Calcutta, May 25: The suspension of work at Hindustan Motors’ Uttarpara plant may have come yesterday, but it was in the making for several years, especially over the last 12 months.

The company management had sold several assets over the last 10 years and also carried out a financial engineering of the balance sheet without any discernible change in HM’s operation and fortune during the period.

Among the attempts made by the car maker included the sale of its components business to Avtec in 2005, followed by hiving off a 314-acre plot in Uttarpara to Shriram Group of Chennai in 2006 for Rs 280 crore.

The latest attempt by the management was to hive off the profitable Chennai car plant to a separate entity but the effort, played out over the last one year, ran into rough weather on the legal front.

Even though HM initiated the demerger of the Chennai plant in January 10, 2013, the company decided to withdraw the move by the end of the year on December 26, 2013.

Sources said the Bengal government and Shriram Group had objected to the demerger. The state said the company owed Rs 194 crore to it on account of the sale of the plot and, hence, the transfer of the plant was not in the interest of the public exchequer.

Shriram Group contended it had paid Rs 280 crore for the plot but was unable to build on it as the government did not give permission. The approval is subject to HM paying the Rs 194-crore due to the state. So far, no money has been paid by the auto maker.
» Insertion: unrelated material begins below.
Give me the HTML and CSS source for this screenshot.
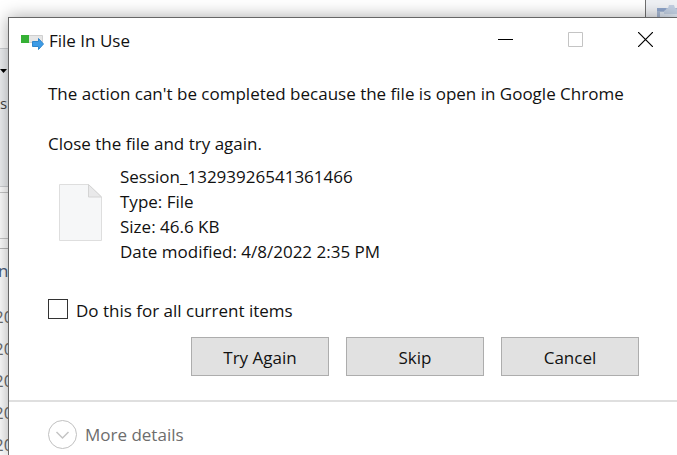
FILE: index.html
```html
<!DOCTYPE html>
<html lang="en">
<head>
<meta charset="utf-8">
<title>File In Use</title>
<link rel="stylesheet" href="styles.css">
</head>
<body>
<div class="desktop">
  <div class="backdrop" aria-hidden="true">
    <div class="explorer">
      <div class="explorer-top"></div>
      <div class="explorer-ribbon">
        <svg class="caret" width="7" height="4" viewBox="0 0 7 4"><path d="M0 0h7L3.500 4z"/></svg>
        <span class="ribbon-text">s</span>
      </div>
      <div class="explorer-gap"></div>
      <div class="explorer-address"></div>
      <div class="explorer-gap-large"></div>
      <div class="explorer-list">
        <span class="list-head">ne</span>
        <span class="list-row">20</span>
        <span class="list-row">20</span>
        <span class="list-row">20</span>
        <span class="list-row">20</span>
        <span class="list-row">20</span>
      </div>
    </div>
    <div class="side-window">
      <svg width="24" height="20" viewBox="0 0 24 20">
        <path d="M0 1h24v19H0z" fill="#a8b9d4"/>
        <path d="M0 1h9v3H0z" fill="#8fa5ca"/>
        <path d="M3 5h21v15H3z" fill="#dde5f0"/>
        <path d="M7 4l4-3 1-3h5l1 3 4 3v3H7z" fill="#c2cfe2"/>
      </svg>
    </div>
  </div>

  <main class="dialog">
    <header class="titlebar">
      <svg class="app-icon" width="23" height="17" viewBox="0 0 23 17" aria-hidden="true">
        <path d="M.5 2.500h21v7H.5z" fill="#e6e6e6" stroke="#cfcfcf"/>
        <path d="M0 2h8v8H0z" fill="#35b035"/>
        <path d="M11.500 8.500h6V5.500l5 5.500-5 5.500v-3h-6z" fill="#3d9be6" stroke="#2f86cc"/>
      </svg>
      <h1 class="title">File In Use</h1>
      <div class="window-controls">
        <button class="control" type="button" aria-label="Minimize">
          <svg width="15" height="15" viewBox="0 0 15 15"><path d="M0 7.500h15" stroke="#000"/></svg>
        </button>
        <button class="control" type="button" aria-label="Maximize" disabled>
          <svg width="15" height="15" viewBox="0 0 15 15"><path d="M.5.5h14v14H.5z" stroke="#c4c4c4" fill="none"/></svg>
        </button>
        <button class="control" type="button" aria-label="Close">
          <svg width="15" height="15" viewBox="0 0 15 15"><path d="M0 0l15 15M15 0L0 15" stroke="#000" stroke-width="1.200"/></svg>
        </button>
      </div>
    </header>

    <section class="content">
      <p class="message">The action can't be completed because the file is open in Google Chrome</p>
      <p class="message">Close the file and try again.</p>
      <div class="file">
        <svg class="file-icon" width="43" height="57" viewBox="0 0 43 57" aria-hidden="true">
          <path d="M.5.5h29l13 12.500v43.500H.5z" fill="#f6f7f8" stroke="#dedede"/>
          <path d="M29.500.5v12.500h13z" fill="#e9e9ea" stroke="#d4d4d4"/>
        </svg>
        <ul class="file-info">
          <li>Session_13293926541361466</li>
          <li>Type: File</li>
          <li>Size: 46.6 KB</li>
          <li>Date modified: 4/8/2022 2:35 PM</li>
        </ul>
      </div>
      <label class="apply-all"><input class="checkbox" type="checkbox">Do this for all current items</label>
      <div class="actions">
        <button class="button" type="button">Try Again</button>
        <button class="button" type="button">Skip</button>
        <button class="button" type="button">Cancel</button>
      </div>
    </section>

    <footer class="footer">
      <button class="details" type="button">
        <svg width="29" height="29" viewBox="0 0 29 29" fill="none" aria-hidden="true">
          <circle cx="14.500" cy="14.500" r="14" stroke="#c0c0c0"/>
          <path d="M8.500 12l6 6 6-6" stroke="#c4c4c4" stroke-width="1.500"/>
        </svg>
        More details
      </button>
    </footer>
  </main>
</div>
</body>
</html>
```
FILE: styles.css
```css
* {
  box-sizing: border-box;
}

body {
  margin: 0;
  font-family: "Open Sans", "Noto Sans", sans-serif;
  font-size: 17px;
  line-height: 25px;
  color: #111;
}

button {
  font: inherit;
  color: inherit;
}

.desktop {
  display: grid;
  height: 100vh;
  overflow: hidden;
}

.backdrop,
.dialog {
  grid-area: 1 / 1;
  min-width: 0;
  min-height: 0;
}

.backdrop {
  display: flex;
  overflow: hidden;
}

.explorer {
  flex: 1;
  background: #fff;
  border-right: 1px solid #707070;
}

.explorer-top {
  height: 48px;
}

.explorer-ribbon {
  display: flex;
  flex-direction: column;
  gap: 20px;
  height: 139px;
  padding-top: 20px;
  background: #eff1f3;
  border: solid #cfd1d4;
  border-width: 1px 0;
}

.caret {
  flex: none;
}

.ribbon-text {
  font-size: 15px;
  line-height: 20px;
  color: #444;
}

.explorer-gap {
  height: 5px;
}

.explorer-address {
  height: 47px;
  border: solid #c8c8c8;
  border-width: 1px 0;
}

.explorer-gap-large {
  height: 9px;
}

.explorer-list {
  display: flex;
  flex-direction: column;
  border-top: 1px solid #b8b8b8;
  line-height: 32px;
  color: #6d6d6d;
}

.list-head {
  padding: 6px 0 14px;
  margin-left: -2px;
  color: #4c607a;
}

.list-row {
  margin-left: -6px;
}

.side-window {
  width: 31px;
  padding: 7px 0 0 11px;
  overflow: hidden;
  background: #eff1f5;
}

.side-window svg {
  overflow: visible;
}

.dialog {
  display: flex;
  flex-direction: column;
  margin: 17px 0 0 8px;
  background: #fff;
  border: solid #666;
  border-width: 1px 0 0 1px;
  box-shadow: 0 0 16px rgba(0, 0, 0, 0.35);
}

.titlebar {
  display: flex;
  align-items: flex-start;
  height: 45px;
  padding-left: 12px;
}

.app-icon {
  margin-top: 15px;
}

.title {
  flex: 1;
  margin: 0 0 0 5px;
  font-size: 17px;
  font-weight: 400;
  line-height: 45px;
}

.window-controls {
  display: flex;
  margin-right: -3px;
}

.control {
  display: grid;
  place-items: center;
  width: 70px;
  height: 43px;
  padding: 0;
  border: 0;
  background: none;
}

.content {
  padding: 18px 38px 24px 39px;
}

.message {
  margin: 0 0 25px;
  white-space: nowrap;
}

.message + .message {
  margin-bottom: 8px;
}

.file {
  display: flex;
  gap: 18px;
  padding-left: 11px;
}

.file-icon {
  flex: none;
  margin-top: 20px;
}

.file-info {
  margin: 0;
  padding: 0;
  list-style: none;
}

.apply-all {
  display: flex;
  align-items: flex-start;
  gap: 8px;
  margin-top: 34px;
}

.checkbox {
  appearance: none;
  width: 20px;
  height: 20px;
  margin: 1px 0 0;
  border: 1px solid #333;
  background: #fff;
}

.checkbox:checked {
  box-shadow: inset 0 0 0 4px #fff;
  background: #333;
}

.actions {
  display: flex;
  justify-content: flex-end;
  gap: 17px;
  margin-top: 14px;
}

.button {
  width: 138px;
  height: 39px;
  padding: 2px 0 0;
  border: 1px solid #adadad;
  background: #e1e1e1;
}

.footer {
  flex: 1;
  padding: 18px 39px 0;
  border-top: 2px solid #dfdfdf;
}

.details {
  display: flex;
  align-items: center;
  gap: 8px;
  padding: 0;
  border: 0;
  background: none;
  color: #6d6d6d;
}
```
In August 2012, the HM managing director in a tripartite meeting with the chief secretary of Bengal and a representative of Shriram Group had agreed to pay the Bengal government’s dues from the land sale to Shriram. Rest of the money was to be used to revive Uttarpara.

The day (Dec 26, 2013) HM informed the stock exchange about the withdrawal of the demerger, it came up with a proposal to transfer the plant to Hindustan Motor Financial Corporation Ltd (HMFCL), a wholly owned subsidiary of HM.

Such a route does not require court approval and was unlikely to be subjected to dissent, either by the Bengal government or Shriram Group.

Within two days of this decision C. K. Birla, promoter and the chairman of HM, stepped down.

On March 31, 2014, the Chennai plant was handed over to HMFCL and this was followed up by a spate of resignation by MD Uttam Bose, director Kranti Sinha and CFO Yogesh Goenka on May 9, 2014. Within two weeks, the company suspended work at Uttarpara.

It is now unclear how the Bengal government will get its dues from HM, which was allowed to sell 314 acres of the 708-acre plot in 2006 with the aim of reviving the Uttarpara plant.

In response to queries sent by this newspaper, a company spokesperson said the proceeds from the sale of land at Uttarpara along with additional infusion of funds by the promoters and divestment of other businesses were used to reduce HM’s liabilities, especially statutory payments, wages and payments to lenders. The spokesperson said the use of the proceeds from the land sale was submitted to the Bengal government in a detailed manner.

Experts are now questioning how serious the management has been over the years to keep the plant in Bengal, which makes the iconic Ambassador, going.

“To put it in perspective, Hindustan Motors never changed itself with time even as the automobile industry itself saw many changes,” an industry observer with past connection to the company told The Telegraph.

According to him, the Ambassador faced its first “real competition” from Maruti Suzuki in the early 1980s.